The Jubilee celebration is an important part of The Kindling’s operations because:
- It gives the volunteers a chance to get to know each other, meet new recruits, and catch up.
- It gives the volunteers to brainstorm ideas with others.
- It is a chance to foster Catholic society in Phoenix.
Local but Universal
The Kindling is operated by Catholics living in Phoenix, Arizona. It is a local production. But it is also operates as a publication on a website — a medium that is inherently universal. The Kindling does not aim at appealing to or reaching anyone beyond Phoenix, but it understands that it may have such an appeal or reach. It does not shy away from that universality.
Policy on Pen Names
The Kindling recognizes that for various reasons — whether professional or personal — talented and energetic people may not volunteer as Writers if they must publish under their own names. The Kindling therefore allows Writers to publish under pen names.
But The Kindling requires its Editors to volunteer in their own names and to allow their names to be published on its site. Why? The Editors play a large role in shaping the content, the tone, and the direction of The Kindling. Knowing that the names of the Editors are public increases the sense of responsibility and accountability that ought to exist in the Editors and govern their decision-making.
- A Writer submits a draft to a Proofreader one week before the Writer’s scheduled posting date.
- The draft is written in Markdown.
- Markdown allows the Writer to include links and headings that can be recognized by software that publishes to the website.
- The Writer has reviewed the draft for errors.

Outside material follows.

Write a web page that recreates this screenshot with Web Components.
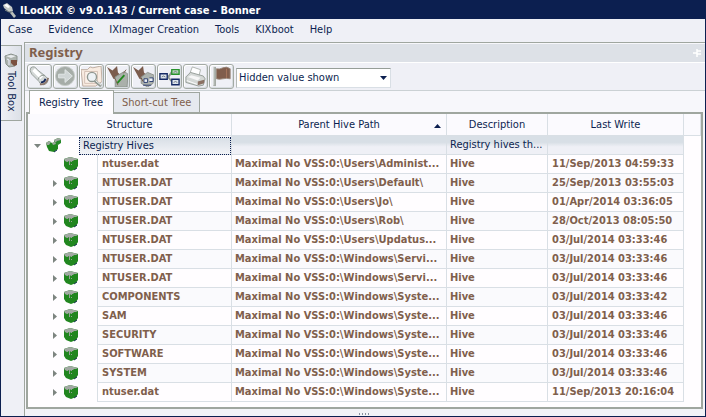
<!DOCTYPE html>
<html lang="en">
<head>
<meta charset="utf-8">
<title>ILooKIX</title>
<style>
html, body { height: 100%; }
body {
  margin: 0;
  --navy: #0c1f50; --brown: #805f4c; --line: #d9dfe5; --edge: #9fa69f; --face: #eff0f6;
  font: 11px/16px "DejaVu Sans Condensed", "DejaVu Sans", sans-serif;
  color: var(--navy);
}
</style>
</head>
<body>
<app-window heading="ILooKIX © v9.0.143 / Current case - Bonner">
  <menu-bar slot="menu" items="Case|Evidence|IXImager Creation|Tools|KIXboot|Help"></menu-bar>
  <side-dock slot="side">Tool Box</side-dock>
  <tool-panel heading="Registry">
    <tool-bar slot="tools"></tool-bar>
    <tab-strip slot="tabs" items="Registry Tree|Short-cut Tree"></tab-strip>
    <registry-table></registry-table>
  </tool-panel>
</app-window>
<script>
function define(name, html, setup) {
  customElements.define(name, class extends HTMLElement {
    constructor() {
      super();
      this.attachShadow({ mode: "open" }).innerHTML = html;
    }
    connectedCallback() {
      if (setup && !this.ready) { this.ready = true; setup(this, this.shadowRoot); }
    }
  });
}
const base = `*{box-sizing:border-box} button{font:inherit;color:inherit;background:none;border:0;padding:0;margin:0}`;

define("app-window", `<style>${base}
:host{display:flex;flex-direction:column;box-sizing:border-box;min-height:100vh;background:var(--face);border:solid var(--navy);border-width:0 1px 1px}
header{height:19px;flex:none;background:var(--navy);color:#fff;display:flex;align-items:center;gap:3px;padding:2px 1px 0}
h1{margin:0;font-size:11px;line-height:16px;font-weight:bold;white-space:nowrap}
.body{flex:1;display:flex;min-height:0}
.main{flex:1;min-width:0;display:flex}
svg{display:block}
</style>
<header><svg width="15" height="16" viewBox="0 0 15 16" aria-hidden="true"><path d="M1 2l4-2 5 4 1 4-4 1-5-4z" fill="#c4c9c6"/><path d="M2 2l3-1 3 3-2 1z" fill="#fff"/><path d="M10 8l4 5-2 2-4-5z" fill="#b9beb9"/><path d="M3 7l4 2 3 0" stroke="#838d88" fill="none"/></svg><h1></h1></header>
<slot name="menu"></slot>
<div class="body"><slot name="side"></slot><div class="main"><slot></slot></div></div>`,
(el, r) => r.querySelector("h1").textContent = el.getAttribute("heading"));

define("menu-bar", `<style>${base}
:host{display:block;height:23px}
nav{display:flex;gap:16px;padding:3px 7px 0}
button{line-height:16px;white-space:nowrap}
</style><nav></nav>`, (el, r) => {
  for (const t of el.getAttribute("items").split("|")) {
    const b = document.createElement("button");
    b.textContent = t;
    r.querySelector("nav").append(b);
  }
});

define("side-dock", `<style>${base}
:host{display:block;flex:none;width:23px;padding-top:3px}
button{width:21px;height:76px;border:1px solid var(--edge);border-left:0;display:flex;flex-direction:column;align-items:center;gap:3px;padding-top:7px;background:linear-gradient(90deg,var(--face),#dce0e7)}
span{writing-mode:vertical-rl;white-space:nowrap;line-height:16px}
svg{display:block;flex:none}
</style><button><svg width="15" height="15" viewBox="0 0 15 15" aria-hidden="true"><path d="M1 3l6-2 6 2v5l-2 5-6 1-3-3z" fill="#adb3ae" stroke="#8b938e"/><path d="M2 3l5-1 5 1-5 2z" fill="#e9ecee"/><path d="M7 7h6v5l-3 1-3-3z" fill="#7b5140"/><path d="M3 6l2 1v5" stroke="#eef" fill="none"/></svg><span><slot></slot></span></button>`);

define("tool-panel", `<style>${base}
:host{flex:1;min-width:0;display:flex;flex-direction:column;border:1px solid var(--edge);border-width:1px 0 0 1px;background:#f7f7fb}
h2{margin:1px 0 0;height:19px;padding:0 4px 0;font-family:"Noto Sans",sans-serif;font-size:13px;line-height:17px;color:var(--brown);background:#dde1e7;border-bottom:1px solid #fff;display:flex;justify-content:space-between}
svg{display:block;margin:5px 0 0}
.box{flex:1;margin:0 2px 0 1px;border:2px solid var(--edge);background:#fffdff}
footer{height:7px;display:flex;justify-content:center;align-items:flex-end;background:#f2f3f7}
footer svg{margin:0}
</style><h2><span></span><svg width="8" height="8" viewBox="0 0 8 8" aria-hidden="true"><path d="M8 2H4M8 5H4M4 0v8M4 4H0" stroke="#fff" stroke-width="1.5" fill="none"/></svg></h2>
<slot name="tools"></slot><slot name="tabs"></slot>
<div class="box"><slot></slot></div>
<footer><svg width="12" height="3" viewBox="0 0 12 3" aria-hidden="true"><path d="M0 1h12" stroke="#8992a0" stroke-width="2" stroke-dasharray="1 2"/></svg></footer>`,
(el, r) => r.querySelector("h2 span").textContent = el.getAttribute("heading"));

const tools = [
 ["Flashlight", `<path d="M2 2q4-3 7 2l10 8q4 4-1 8-5 2-7-3L3 9Q0 5 2 2z" fill="#d3d7d6" stroke="#929b95"/><path d="M5 4l9 9" stroke="#fff" stroke-width="4"/><path d="M10 15q1-5 7-5" stroke="#8a938d" fill="none"/><path d="M12 20q7 1 9-7" stroke="#8c746a" stroke-width="2" fill="none"/><path d="M13 18q4 0 5-4" stroke="#17295b" stroke-width="2" fill="none"/>`],
 ["Go", `<circle cx="11" cy="11" r="10.500" fill="#a6ada8" stroke="#c8ceca"/><path d="M4 9h7V4l8 7-8 7v-5H4z" fill="#cfd5d5" stroke="#e5eaea"/>`],
 ["Find in folder", `<path d="M0 4h7l3-3 3 1 9-2 1 17-7 5H2z" fill="#f8ebe1" stroke="#baa99c"/><path d="M4 6h14v13H4z" fill="#fbf1e9" stroke="#d1bdb1"/><circle cx="12" cy="12" r="5" fill="#edf2f5" stroke="#8f9791" stroke-width="1.500"/><path d="M15 16l7 6" stroke="#8f9791" stroke-width="3"/><path d="M16 16l6 5" stroke="#fff"/>`],
 ["Mark", `<path d="M0 1l6 4 5-5 1 7 3 3-2 6-6-2z" fill="#7b5c4d"/><path d="M9 12l10-6 4 3-1 14H9z" fill="#aab0aa" stroke="#8c938d"/><path d="M11 19l8-9" stroke="#22891f" stroke-width="2"/><path d="M9 14l3 7M18 8l3-4" stroke="#7b5c4d" fill="none"/>`],
 ["Search marks", `<path d="M0 1l6 4 5-5 1 7 3 3-2 6-6-2z" fill="#7b5c4d"/><path d="M9 12l7-5 7 3-1 9-6 4-7-4z" fill="#adb3ae" stroke="#8c8f89"/><path d="M12 14h4v4h-4zM18 13h4v4h-4M11 21h9" fill="#edf1f4" stroke="#24376c"/><path d="M9 13l2 4" stroke="#6c4e3e"/>`],
 ["Diagram", `<path d="M9 11h2l4-6M10 12l4 5" stroke="#8c958f" stroke-width="2" fill="none"/><path d="M1 8.500h8v6H1z" fill="#dee5ed" stroke="#152a65" stroke-width="1.500"/><path d="M14 4h8v5h-8z" fill="#bcd9bf" stroke="#28922c" stroke-width="1.500"/><path d="M14 14.500h8v6h-8z" fill="#dee5ed" stroke="#152a65" stroke-width="1.500"/><path d="M3 12l2-1 2 1M16 7l2-1 2 1M16 18l2-1 2 1" stroke="#6d7780" fill="none"/>`],
 ["Print", `<path d="M5 9l3-8 9 3-2 8z" fill="#fff" stroke="#aab1ac"/><path d="M1 12l5-5 14 4 2 3-2 7-5 1-14-4z" fill="#d4d8d6" stroke="#929a94"/><path d="M3 12l4-2 10 3-3 3z" fill="#f7f7f7"/><path d="M14 17l7-2v4l-7 2z" fill="#8b7164"/><path d="M2 16l11 4" stroke="#fff"/>`],
 ["Flag", `<path d="M4 1v21" stroke="#a5aba5" stroke-width="3"/><path d="M6 3q3 1 7-1t8 1v11q-4-1-8 0t-7 0z" fill="#805d4c" stroke="#98877a"/><path d="M17 3v10" stroke="#a8775f"/><path d="M3 1v20" stroke="#dce0de"/>`]
];
define("tool-bar", `<style>${base}
:host{display:flex;align-items:center;gap:1px;height:27px;padding:0 2px;background:var(--face);border-bottom:1px solid #cbd1d4}
button{width:25px;height:25px;flex:none;border:1px solid #a3aaa4;border-radius:3px;box-shadow:inset 1px 1px #fff,inset -1px -1px #d7dce0;display:grid;place-items:center}
svg{display:block;width:21px;height:21px}
label{position:relative;display:flex;margin:2px 0 0 1px;width:155px}
select{appearance:none;width:100%;height:20px;font:inherit;color:var(--navy);background:#fff;border:1px solid var(--line);border-top-color:#969e98;border-left-color:#b4bab7;border-radius:0;padding:0 16px 0 2px;margin:0;line-height:16px}
label svg{position:absolute;right:4px;top:8px;width:7px;height:4px;pointer-events:none}
</style>`, (el, r) => {
  r.innerHTML += tools.map(([n, p]) => `<button aria-label="${n}"><svg viewBox="0 0 23 23" aria-hidden="true">${p}</svg></button>`).join("") +
  `<label><select aria-label="Value filter"><option>Hidden value shown</option></select><svg viewBox="0 0 7 4" aria-hidden="true"><path d="M0 0h7L3.500 4z" fill="#0c1f50"/></svg></label>`;
});

define("tab-strip", `<style>${base}
:host{display:flex;align-items:flex-end;height:21px;padding-left:4px;background:#f7f7fb}
button{height:20px;padding:0 8px;border:1px solid var(--edge);border-bottom:0;border-left:0;color:var(--brown);background:#e6e9ef;white-space:nowrap}
button[aria-selected=true]{height:24px;margin-bottom:-2px;padding:0 10px 0 9px;border-left:1px solid var(--edge);color:var(--navy);background:#fffdff;position:relative}
</style>`, (el, r) => {
  r.host.setAttribute("role", "tablist");
  el.getAttribute("items").split("|").forEach((t, i) => {
    const b = document.createElement("button");
    b.setAttribute("role", "tab");
    b.setAttribute("aria-selected", i === 0);
    b.textContent = t;
    r.append(b);
  });
});

const cube = `<path d="M0 2l6-2 8 2v7l-2 3-5 2-5-2-2-3z" fill="#21861f"/><path d="M0 2l6-2 8 2-2 1-2 0-1 1-2 0-1 1-2-1-1 1-2-1z" fill="#a2a9a3"/><path d="M5.500 4v4M7.500 4v1M7.500 7v1M3.500 4v1" stroke="#98a398"/><path d="M10 13l3-2" stroke="#173253"/>`;
define("hive-icon", `<style>:host{display:block;flex:none}svg{display:block}</style><svg width="15" height="15" viewBox="0 0 15 15" aria-hidden="true">${cube}</svg>`);
define("hive-group-icon", `<style>:host{display:block;flex:none}svg{display:block}</style><svg width="15" height="15" viewBox="0 0 15 15" aria-hidden="true"><path d="M8 2l4-2 3 1v4l-3 2-4-1z" fill="#26892a"/><path d="M8 2l4-2 3 1v1l-4 1-2 2z" fill="#a2a9a3"/><path d="M0 5l3-2 3 2 3-1 3 3v4l-4 3-5-1-2-4z" fill="#21861f"/><path d="M0 5l3-2 2 1-2 3-2 0zM6 5l3-1 1 2-3 1z" fill="#9da79d"/><path d="M8 14l3-2" stroke="#173253" fill="none"/></svg>`);

const rows = [
 ["ntuser.dat", "Users\\Administ...", "11/Sep/2013 04:59:33"],
 ["NTUSER.DAT", "Users\\Default\\", "25/Sep/2013 03:55:03"],
 ["NTUSER.DAT", "Users\\Jo\\", "01/Apr/2014 03:36:05"],
 ["NTUSER.DAT", "Users\\Rob\\", "28/Oct/2013 08:05:50"],
 ["NTUSER.DAT", "Users\\Updatus...", "03/Jul/2014 03:33:46"],
 ["NTUSER.DAT", "Windows\\Servi...", "03/Jul/2014 03:33:46"],
 ["NTUSER.DAT", "Windows\\Servi...", "03/Jul/2014 03:33:46"],
 ["COMPONENTS", "Windows\\Syste...", "03/Jul/2014 03:33:42"],
 ["SAM", "Windows\\Syste...", "03/Jul/2014 03:33:46"],
 ["SECURITY", "Windows\\Syste...", "03/Jul/2014 03:33:46"],
 ["SOFTWARE", "Windows\\Syste...", "03/Jul/2014 03:33:46"],
 ["SYSTEM", "Windows\\Syste...", "03/Jul/2014 03:33:46"],
 ["ntuser.dat", "Windows\\Syste...", "11/Sep/2013 20:16:04"]
];
define("registry-table", `<style>${base}
:host{display:block}
table{width:100%;table-layout:fixed;border-collapse:separate;border-spacing:0}
.c1{width:204px}.c3{width:101px}.c4{width:136px}.c5{width:17px}
th{height:22px;padding:0;font-weight:normal;border:solid var(--line);border-width:0 1px 1px 0;background:#fbfafe}
th button{width:100%;display:flex;justify-content:center;position:relative;line-height:16px}
th svg{position:absolute;right:5px;top:7px}
td{height:19px;padding:0 0 0 3px;white-space:nowrap;overflow:hidden;line-height:16px;border:solid var(--line);border-width:0 1px 1px 0}
td:nth-child(4){padding-left:4px}
tr>td:first-child{padding:0;border-bottom:0}
tbody td:last-child{border:0}
.tree{display:flex;align-items:center;height:19px}
.tree button,.pad{width:18px;height:14px;flex:none;display:grid;place-items:center}
.hive .tree{padding-left:18px}
hive-icon,hive-group-icon{margin-right:18px}
.name{flex:1;height:19px;padding:1px 0 0 4px;border:solid var(--line);border-width:0 0 1px 1px}
.root .name{height:18px;padding:0 0 0 3px;border:1px dotted var(--navy);background:linear-gradient(#d8dfe6,#f2f3f7)}
.root td:not(:first-child):not(:last-child){background:linear-gradient(#d8dfe6 35%,#eff0f6 60%)}
.hive{color:var(--brown);font-weight:bold}
.hive:nth-child(odd) td:not(:first-child):not(:last-child),.hive:nth-child(odd) .name{background:#fafafd}
</style>
<table><colgroup><col class="c1"><col><col class="c3"><col class="c4"><col class="c5"></colgroup>
<thead><tr><th><button>Structure</button></th><th aria-sort="ascending"><button>Parent Hive Path<svg width="7" height="4" viewBox="0 0 7 4" aria-hidden="true"><path d="M0 4h7L3.500 0z" fill="#0c1f50"/></svg></button></th><th><button>Description</button></th><th><button>Last Write</button></th><th></th></tr></thead>
<tbody><tr class="root"><td><div class="tree"><button aria-label="Collapse"><svg width="7" height="4" viewBox="0 0 7 4" aria-hidden="true"><path d="M0 0h7L3.500 4z" fill="#7d8580"/></svg></button><hive-group-icon></hive-group-icon><span class="name">Registry Hives</span></div></td><td></td><td>Registry hives th...</td><td></td><td></td></tr></tbody></table>`,
(el, r) => {
  r.querySelector("tbody").insertAdjacentHTML("beforeend", rows.map(([n, p, d], i) => `<tr class="hive"><td><div class="tree">${i ? '<button aria-label="Expand"><svg width="4" height="7" viewBox="0 0 4 7" aria-hidden="true"><path d="M0 0v7L4 3.500z" fill="#7d8580"/></svg></button>' : '<span class="pad"></span>'}<hive-icon></hive-icon><span class="name">${n}</span></div></td><td>Maximal No VSS:0:\\${p}</td><td>Hive</td><td>${d}</td><td></td></tr>`).join(""));
});
</script>
</body>
</html>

The draft sent to the Proofreader represents the Writer’s best effort; it is not a slovenly last-minute mess.
- The Writer identifies or includes any images that will accompany the article.
- The draft is written in Markdown.
- The Proofreader reviews and revises the draft within 24 hours.
- The Proofreader edits the draft for mechanical issues: grammar, spelling, and punctuation.
- The Proofreader makes notes or proposals for anything that is unclear in the sense.
- After the Writer reviews the Proofreader’s edits, the Writer makes any additional changes the Writer wants.